“The love of money is the root of all evil.” “Money can’t buy happiness.” We have all sorts of proverbs that aim to keep us at right relationship not just with our financial resources, but really with all the many gifts that we have. Today’s Liturgy of the Word gives us some humble pointers too on this important issue.
St. Paul, in thanking his friends in Philippi for their generous support of his ministry, tells them: “I know indeed how to live in humble circumstances; I know also how to live with abundance. In every circumstance and in all things I have learned the secret of being well fed and of going hungry, of living in abundance and of being in need.” His gratitude isn’t so much that their gift to him filled him with plenty, but instead that their gift was a testament to their faith, and their love for the Gospel he preached to them. He was able to use that gift to further his ministry elsewhere, making Christ known to others who longed to hear of him.
Jesus today speaks to the Pharisees, who, as the Gospel today tells us, “loved money.” He tells them that their love of money was not going to lead them to God. Instead, it leads them to dishonest transactions with dishonest people. Just as a servant cannot serve two masters, so they could not expect to serve both God and mammon, the so-called god of material wealth and greed.

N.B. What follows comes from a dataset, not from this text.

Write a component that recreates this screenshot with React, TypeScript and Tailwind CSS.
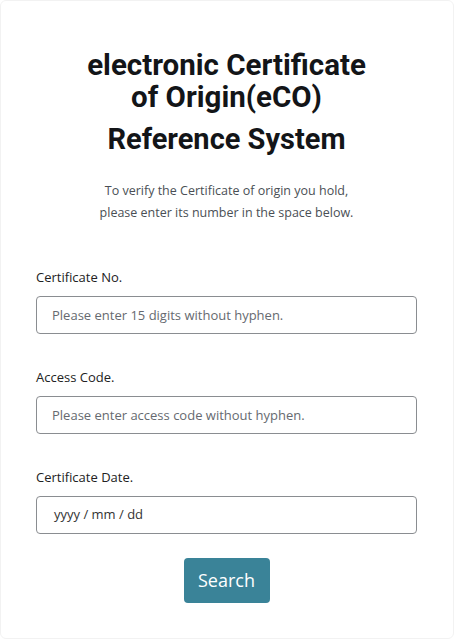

We live in times where the love of money has led us to considerable evil. Greed and the desire for instant gratification has led people to be overspent and overextended. Major corporations, greedy for more wealth, playing off the misguided desires of so many people, have defaulted, causing the government to have to step in and save them, for fear their downfall would take the entire world economy with it. In these days, it may be well for us to hear that we cannot serve both God and mammon. It may be well for us to come to the conclusion that we can live in both abundance and need. And it’s never a bad time to hear that we need to make God our only God, yet again.